= Pseudoalteromonas translucida =

Species of bacterium

Pseudoalteromonas translucida is a marine bacterium isolated from the Gulf of Peter the Great in the sea of Japan
== Description ==
Pseudoalteromonas translucida is a Gram-negative, rod-shaped bacterium that measures roughly 0.7–0.9 µm in diameter. It consists of single cells that move using polar flagella.

The colony appearance is distinctly pale-orange-pigmented and translucent, which gives the species its name. It is a strictly aerobic chemoorganotroph with a respiratory metabolism. It does not form endospores, lacks an arginine dihydrolase system, and does not accumulate poly-β-hydroxybutyrate as an internal cellular reserve. The bacterium is oxidase- and catalase-positive.

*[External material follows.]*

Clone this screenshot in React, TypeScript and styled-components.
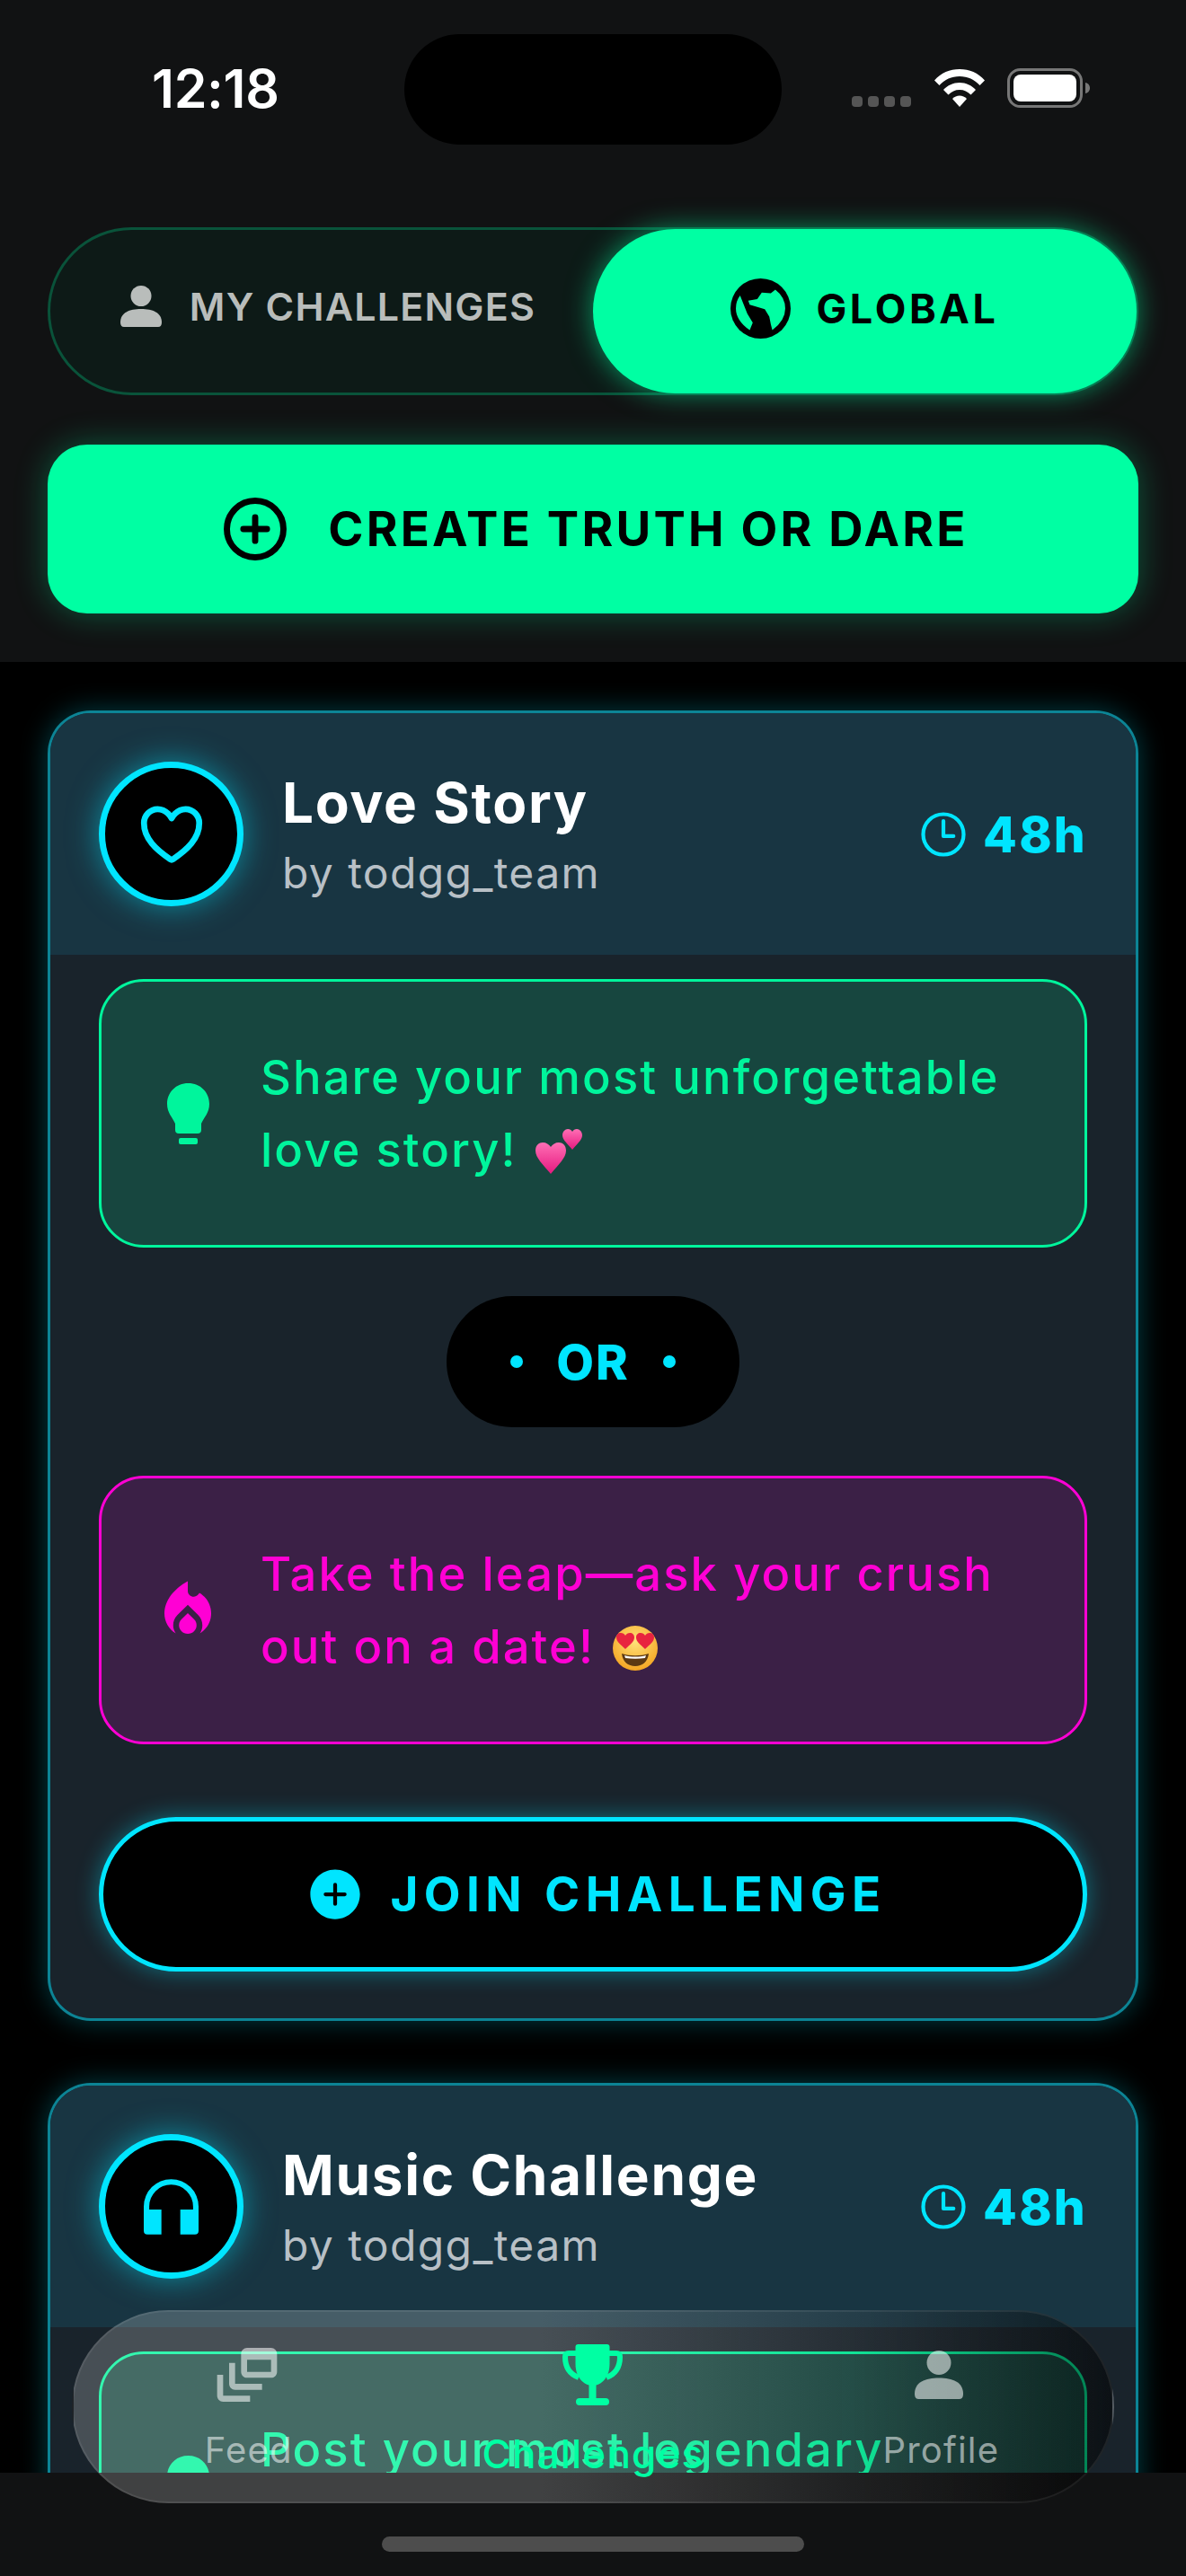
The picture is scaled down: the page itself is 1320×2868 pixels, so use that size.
import React from "react";
import styled, { createGlobalStyle } from "styled-components";
import { IoAddCircleOutline, IoAddCircle, IoHeartOutline, IoTimeOutline } from "react-icons/io5";
import { MdLocalFireDepartment, MdDynamicFeed } from "react-icons/md";

const GREEN = "#00ffa3";
const CYAN = "#00e5ff";
const MAGENTA = "#ff00d4";

const Global = createGlobalStyle`
  html, body { margin: 0; padding: 0; background: #000; }
  body { font-family: Inter, "Noto Sans", sans-serif; }
`;

const Screen = styled.div`
  position: relative;
  width: 1320px;
  height: 2868px;
  display: flex;
  flex-direction: column;
  overflow: hidden;
  background: #000;
`;

const Header = styled.header`
  flex: none;
  height: 737px;
  box-sizing: border-box;
  padding: 0 53px;
  background: #111213;
  display: flex;
  flex-direction: column;
`;

const StatusBar = styled.div`
  flex: none;
  display: grid;
  grid-template-columns: 1fr 420px 1fr;
  height: 123px;
  margin: 38px -53px 92px;
`;

const Time = styled.div`
  padding: 27px 0 0 169px;
  color: #fff;
  font-size: 59px;
  font-weight: 600;
  line-height: 68px;
  letter-spacing: -0.3px;
`;

const Island = styled.div`
  background: #000;
  border-radius: 62px;
`;

const StatusIcons = styled.div`
  display: flex;
  align-items: flex-start;
  padding: 38px 0 0 78px;
`;

const SignalDots = styled.div`
  display: flex;
  gap: 6px;
  margin: 31px 26px 0 0;
`;

const SignalDot = styled.span`
  width: 12px;
  height: 12px;
  border-radius: 4px;
  background: #555;
`;

const Toggle = styled.div`
  position: relative;
  flex: none;
  height: 187px;
  box-sizing: border-box;
  display: grid;
  grid-template-columns: 1fr 1fr;
  border: 3px solid rgba(0, 255, 163, 0.25);
  border-radius: 94px;
  background: #0d1a17;
`;

const ToggleTab = styled.div<{ $active?: boolean }>`
  display: flex;
  align-items: center;
  justify-content: center;
  box-sizing: border-box;
  gap: ${(p) => (p.$active ? 28 : 31)}px;
  margin: ${(p) => (p.$active ? "-1px -1px -1px 0" : "0")};
  padding: ${(p) => (p.$active ? "0 0 6px 0" : "0 0 12px 14px")};
  border-radius: 94px;
  font-size: ${(p) => (p.$active ? 45 : 43)}px;
  font-weight: ${(p) => (p.$active ? 700 : 600)};
  letter-spacing: ${(p) => (p.$active ? 3.6 : 1.2)}px;
  color: ${(p) => (p.$active ? "#000" : "#b9bdbb")};
  background: ${(p) => (p.$active ? GREEN : "transparent")};
  box-shadow: ${(p) => (p.$active ? `0 0 30px rgba(0, 255, 163, 0.55)` : "none")};
`;

const CreateButton = styled.div`
  flex: none;
  height: 188px;
  margin-top: 55px;
  display: flex;
  align-items: center;
  justify-content: center;
  gap: 39px;
  border-radius: 44px;
  background: ${GREEN};
  box-shadow: 0 0 36px rgba(0, 255, 163, 0.3);
  color: #000;
  font-size: 53px;
  font-weight: 700;
  letter-spacing: 3.2px;

  svg * {
    stroke-width: 42px;
  }
`;

const Feed = styled.main`
  flex: 1;
  min-height: 0;
  overflow: hidden;
  box-sizing: border-box;
  padding: 54px 53px 0;
  display: flex;
  flex-direction: column;
  gap: 69px;
`;

const Card = styled.article`
  flex: none;
  border: 3px solid rgba(0, 229, 255, 0.5);
  border-radius: 48px;
  background: #19232b;
  box-shadow: 0 0 30px rgba(0, 229, 255, 0.28);
  overflow: hidden;
`;

const CardHead = styled.div`
  height: 269px;
  box-sizing: border-box;
  padding: 54px 54px 0;
  display: flex;
  align-items: flex-start;
  background: #183542;
`;

const Avatar = styled.div`
  flex: none;
  width: 161px;
  height: 161px;
  box-sizing: border-box;
  border: 7px solid ${CYAN};
  border-radius: 50%;
  background: #000;
  box-shadow: 0 0 34px rgba(0, 229, 255, 0.5);
  color: ${CYAN};
  display: flex;
  align-items: center;
  justify-content: center;
  margin-right: 43px;

  svg.outline * {
    stroke-width: 42px;
  }
`;

const HeadText = styled.div`
  flex: 1;
  min-width: 0;
`;

const Title = styled.div`
  color: #fff;
  font-size: 62px;
  font-weight: 700;
  line-height: 68px;
  letter-spacing: 1.7px;
  margin-top: 12px;
`;

const Author = styled.div`
  color: #b8c0c6;
  font-size: 48px;
  font-weight: 400;
  line-height: 56px;
  letter-spacing: 1.4px;
  margin-top: 16px;
`;

const Timer = styled.div`
  display: flex;
  align-items: center;
  gap: 14px;
  height: 161px;
  color: ${CYAN};
  font-size: 55px;
  font-weight: 800;
  letter-spacing: 2.2px;

  svg * {
    stroke-width: 36px;
  }
`;

const CardBody = styled.div`
  padding: 27px 54px 52px;
`;

const Prompt = styled.div<{ $color: string; $bg: string }>`
  height: 299px;
  box-sizing: border-box;
  display: flex;
  align-items: center;
  padding: 0 30px 0 69px;
  gap: 54px;
  border: 3px solid ${(p) => p.$color};
  border-radius: 50px;
  background: ${(p) => p.$bg};
  color: ${(p) => p.$color};
`;

const PromptIcon = styled.div`
  flex: none;
  width: 54px;
  display: flex;
  justify-content: center;

  svg {
    flex: none;
  }
`;

const PromptText = styled.div`
  font-size: 52.5px;
  font-weight: 500;
  line-height: 81px;
  letter-spacing: 2.1px;
`;

const Emoji = styled.svg`
  display: inline-block;
  vertical-align: -8px;
  margin-left: 4px;
`;

const OrRow = styled.div`
  display: flex;
  justify-content: center;
  margin: 54px 0;
`;

const OrPill = styled.div`
  width: 326px;
  height: 146px;
  display: flex;
  align-items: center;
  justify-content: center;
  gap: 37px;
  border-radius: 73px;
  background: #000;
  color: ${CYAN};
  font-size: 54px;
  font-weight: 800;
  letter-spacing: 2px;
`;

const OrDot = styled.span`
  width: 14px;
  height: 14px;
  border-radius: 50%;
  background: ${CYAN};
`;

const JoinButton = styled.div`
  height: 172px;
  margin-top: 81px;
  padding-left: 6px;
  box-sizing: border-box;
  display: flex;
  align-items: center;
  justify-content: center;
  gap: 27px;
  border: 5px solid ${CYAN};
  border-radius: 86px;
  background: #000;
  box-shadow: 0 0 26px rgba(0, 229, 255, 0.4);
  color: ${CYAN};
  font-size: 53px;
  font-weight: 700;
  letter-spacing: 6.4px;
`;

const BottomBar = styled.div`
  flex: none;
  height: 115px;
  background: #111213;
  display: flex;
  justify-content: center;
`;

const HomeIndicator = styled.div`
  width: 470px;
  height: 17px;
  margin-top: 71px;
  border-radius: 9px;
  background: #4d4d4d;
`;

const NavPill = styled.nav`
  position: absolute;
  left: 80px;
  top: 2572px;
  width: 1160px;
  height: 215px;
  box-sizing: border-box;
  display: grid;
  grid-template-columns: repeat(3, 1fr);
  padding-top: 34px;
  border: 2px solid rgba(255, 255, 255, 0.08);
  border-radius: 108px;
  background: linear-gradient(90deg, rgba(255, 255, 255, 0.2) 0%, rgba(255, 255, 255, 0.2) 45%, rgba(120, 120, 120, 0.14) 75%, rgba(0, 0, 0, 0.5) 100%);
`;

const NavItem = styled.div<{ $active?: boolean }>`
  display: flex;
  flex-direction: column;
  align-items: center;
  color: ${(p) => (p.$active ? GREEN : "rgba(255, 255, 255, 0.55)")};
  font-size: ${(p) => (p.$active ? 44 : 40)}px;
  font-weight: ${(p) => (p.$active ? 500 : 400)};
  letter-spacing: 1.2px;
`;

const NavIcon = styled.div`
  height: 72px;
  display: flex;
  align-items: center;
  justify-content: center;
`;

const NavLabel = styled.div<{ $active?: boolean }>`
  line-height: 50px;
  margin-top: ${(p) => (p.$active ? 27 : 23)}px;
  margin-left: ${(p) => (p.$active ? 0 : 4)}px;
`;

const PersonGlyph = ({ size }: { size: number }) => (
  <svg width={size} height={size} viewBox="0 0 46 46" fill="currentColor">
    <circle cx="23" cy="11.500" r="11.500" />
    <path d="M0 41C0 30 10 26 23 26S46 30 46 41Q46 46 42 46H4Q0 46 0 41Z" />
  </svg>
);

const GlobeGlyph = () => (
  <svg width="67" height="67" viewBox="0 0 200 200">
    <circle cx="100" cy="100" r="100" fill="#000" />
    <path fill={GREEN} d="M104 47L134 49L149 37Q182 62 182 100Q182 140 139 172L134 152L129 127L114 102L64 87L59 74L89 69Z" />
    <path fill={GREEN} d="M32 57L56 117L74 147L64 172Q18 140 18 100Q18 75 32 57Z" />
  </svg>
);

const BulbGlyph = () => (
  <svg width="47" height="68" viewBox="0 0 47 68" fill="currentColor">
    <path d="M23.500 0C10 0 0 10 0 23C0 33 6 38 9 45V52Q9 56 13 56H34Q38 56 38 52V45C41 38 47 33 47 23C47 10 37 0 23.500 0Z" />
    <rect x="13" y="61" width="21" height="7" rx="2" />
  </svg>
);

const HeadsetGlyph = () => (
  <svg width="61" height="62" viewBox="62 52 180 182" fill="currentColor">
    <path d="M62 222V142A90 90 0 0 1 242 142V222Q242 234 230 234H182V152H224V142A72 72 0 0 0 80 142V152H120V234H74Q62 234 62 222Z" />
  </svg>
);

const TrophyGlyph = () => (
  <svg width="67" height="68" viewBox="0 0 67 68" fill="currentColor">
    <path d="M14.500 3Q14.500 0 17.500 0H49.500Q52.500 0 52.500 3V22C52.500 36 44 46 33.500 46C23 46 14.500 36 14.500 22Z" />
    <path fill="none" stroke="currentColor" strokeWidth="6" d="M15 10H7Q3 10 3 14C3 27 10 34 18 37M52 10H60Q64 10 64 14C64 27 57 34 49 37" />
    <rect x="29.500" y="44" width="8" height="18" />
    <rect x="15" y="60" width="37" height="8" rx="4" />
  </svg>
);

const StatusGlyphs = () => (
  <>
    <svg width="56" height="44" viewBox="0 0 56 44" style={{ marginRight: 25 }}>
      <path fill="#fff" d="M0 13.500C7.500 5 17 1 28 1s20.500 4 28 12.500l-5.500 5.500C44.500 12.500 37 9 28 9S11.500 12.500 5.500 19Z" />
      <path fill="#fff" d="M10 24c4.500-5 11-8 18-8s13.500 3 18 8l-5.500 5.500C37 26 33 24 28 24s-9 2-12.500 5.500Z" />
      <path fill="#fff" d="M20 34c2-2 5-3.500 8-3.500s6 1.500 8 3.500l-8 9Z" />
    </svg>
    <svg width="93" height="44" viewBox="0 0 93 44">
      <rect x="1.500" y="1.500" width="81" height="41" rx="13" fill="none" stroke="#777" strokeWidth="3" />
      <rect x="7" y="7" width="70" height="30" rx="8" fill="#fff" />
      <path d="M87 16c3 .5 5 3 5 6s-2 5.500-5 6Z" fill="#777" />
    </svg>
  </>
);

const TwoHearts = () => (
  <Emoji width="52" height="50" viewBox="0 0 52 50">
    <defs>
      <linearGradient id="heartTone" x1="0" y1="0" x2="0" y2="1">
        <stop offset="0" stopColor="#ff6fb5" />
        <stop offset="1" stopColor="#e6197f" />
      </linearGradient>
    </defs>
    <path fill="url(#heartTone)" d="M17 50C8 39 0 32 0 24c0-6 4-9 8-9 4 0 7 2 9 5 2-3 5-5 9-5 4 0 8 3 8 9 0 8-8 15-17 26Z" />
    <path fill="url(#heartTone)" d="M41 23C36 17 30 12 30 7c0-4 3-7 6-7 2 0 4 1 5 3 1-2 3-3 5-3 3 0 6 3 6 7 0 5-6 10-11 16Z" />
  </Emoji>
);

const HeartEyes = () => (
  <Emoji width="50" height="50" viewBox="0 0 50 50">
    <defs>
      <radialGradient id="faceTone" cx="50%" cy="35%" r="65%">
        <stop offset="0" stopColor="#ffe27a" />
        <stop offset="1" stopColor="#f4a623" />
      </radialGradient>
    </defs>
    <circle cx="25" cy="25" r="25" fill="url(#faceTone)" />
    <path fill="#e8243f" d="M14 26c-5-5-10-8-10-13 0-3 2-5 5-5 2 0 4 1 5 3 1-2 3-3 5-3 3 0 5 2 5 5 0 5-5 8-10 13Z" />
    <path fill="#e8243f" d="M36 26c-5-5-10-8-10-13 0-3 2-5 5-5 2 0 4 1 5 3 1-2 3-3 5-3 3 0 5 2 5 5 0 5-5 8-10 13Z" />
    <path fill="#5d3a12" d="M10 31c9 3 21 3 30 0-1 9-7 14-15 14s-14-5-15-14Z" />
    <path fill="#fff" d="M13 33c7 2 17 2 24 0l-1 3c-7 1-15 1-22 0Z" />
  </Emoji>
);

type ChallengeProps = {
  icon: React.ReactNode;
  title: string;
  truth: React.ReactNode;
  dare?: React.ReactNode;
};

const Challenge = ({ icon, title, truth, dare }: ChallengeProps) => (
  <Card>
    <CardHead>
      <Avatar>{icon}</Avatar>
      <HeadText>
        <Title>{title}</Title>
        <Author>by todgg_team</Author>
      </HeadText>
      <Timer>
        <IoTimeOutline size={60} />
        48h
      </Timer>
    </CardHead>
    <CardBody>
      <Prompt $color="#00f59c" $bg="#17463f">
        <PromptIcon>
          <BulbGlyph />
        </PromptIcon>
        <PromptText>{truth}</PromptText>
      </Prompt>
      {dare && (
        <>
          <OrRow>
            <OrPill>
              <OrDot />
              OR
              <OrDot />
            </OrPill>
          </OrRow>
          <Prompt $color={MAGENTA} $bg="#3b2046">
            <PromptIcon>
              <MdLocalFireDepartment size={78} />
            </PromptIcon>
            <PromptText>{dare}</PromptText>
          </Prompt>
          <JoinButton>
            <IoAddCircle size={68} />
            JOIN CHALLENGE
          </JoinButton>
        </>
      )}
    </CardBody>
  </Card>
);

export default function App() {
  return (
    <Screen>
      <Global />
      <Header>
        <StatusBar>
          <Time>12:18</Time>
          <Island />
          <StatusIcons>
            <SignalDots>
              <SignalDot />
              <SignalDot />
              <SignalDot />
              <SignalDot />
            </SignalDots>
            <StatusGlyphs />
          </StatusIcons>
        </StatusBar>
        <Toggle>
          <ToggleTab>
            <PersonGlyph size={46} />
            MY CHALLENGES
          </ToggleTab>
          <ToggleTab $active>
            <GlobeGlyph />
            GLOBAL
          </ToggleTab>
        </Toggle>
        <CreateButton>
          <IoAddCircleOutline size={84} />
          CREATE TRUTH OR DARE
        </CreateButton>
      </Header>
      <Feed>
        <Challenge
          icon={<IoHeartOutline className="outline" size={82} />}
          title="Love Story"
          truth={
            <>
              Share your most unforgettable
              <br />
              love story! <TwoHearts />
            </>
          }
          dare={
            <>
              Take the leap—ask your crush
              <br />
              out on a date! <HeartEyes />
            </>
          }
        />
        <Challenge
          icon={<HeadsetGlyph />}
          title="Music Challenge"
          truth={
            <>
              Post your most legendary
              <br />
              cover song!
            </>
          }
        />
      </Feed>
      <BottomBar>
        <HomeIndicator />
      </BottomBar>
      <NavPill>
        <NavItem>
          <NavIcon>
            <MdDynamicFeed size={80} />
          </NavIcon>
          <NavLabel>Feed</NavLabel>
        </NavItem>
        <NavItem $active>
          <NavIcon>
            <TrophyGlyph />
          </NavIcon>
          <NavLabel $active>Challenges</NavLabel>
        </NavItem>
        <NavItem>
          <NavIcon>
            <PersonGlyph size={54} />
          </NavIcon>
          <NavLabel>Profile</NavLabel>
        </NavItem>
      </NavPill>
    </Screen>
  );
}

== Physiology and cultivation ==
P. translucida requires sodium ions (Na+) or sea water to support growth, developing optimally in environments with a 1–6% NaCl concentration. The culture grows within a temperature range of 4 °C to 30 °C, with an optimal growth temperature of 25 °C; it fails to grow at 35 °C.

Physiologically, it is capable of decomposing elastin and degrading gelatin, DNA, and Tween 80. Biochemically, its genomic DNA G+C content is measured at 46.3 mol%. A specific strain (strain TAC 125) produces a fatty acid cis/trans isomerase that alters cell membrane fluidity to survive high-stress, toxic cellular environments.

== Genome ==
The complete genome sequence of the type strain (KMM 520ᵀ) reveals a multipartite architecture spanning 4,147,593 base pairs. Uniquely, its genome is split across two distinct circular chromosomes. Chromosome II contains a plasmid-type replication initiator protein (RepA), suggesting it originally evolved from a historical plasmid integration event.

== Isolation ==
The type strain, KMM 520ᵀ (also cataloged as LMG 19696ᵀ or ATCC BAA-3157ᵀ), was originally isolated from marine environmental samples collected from the Gulf of Peter the Great within the Sea of Japan. Samples were gathered from both seawater and marine sponge tissue hosts.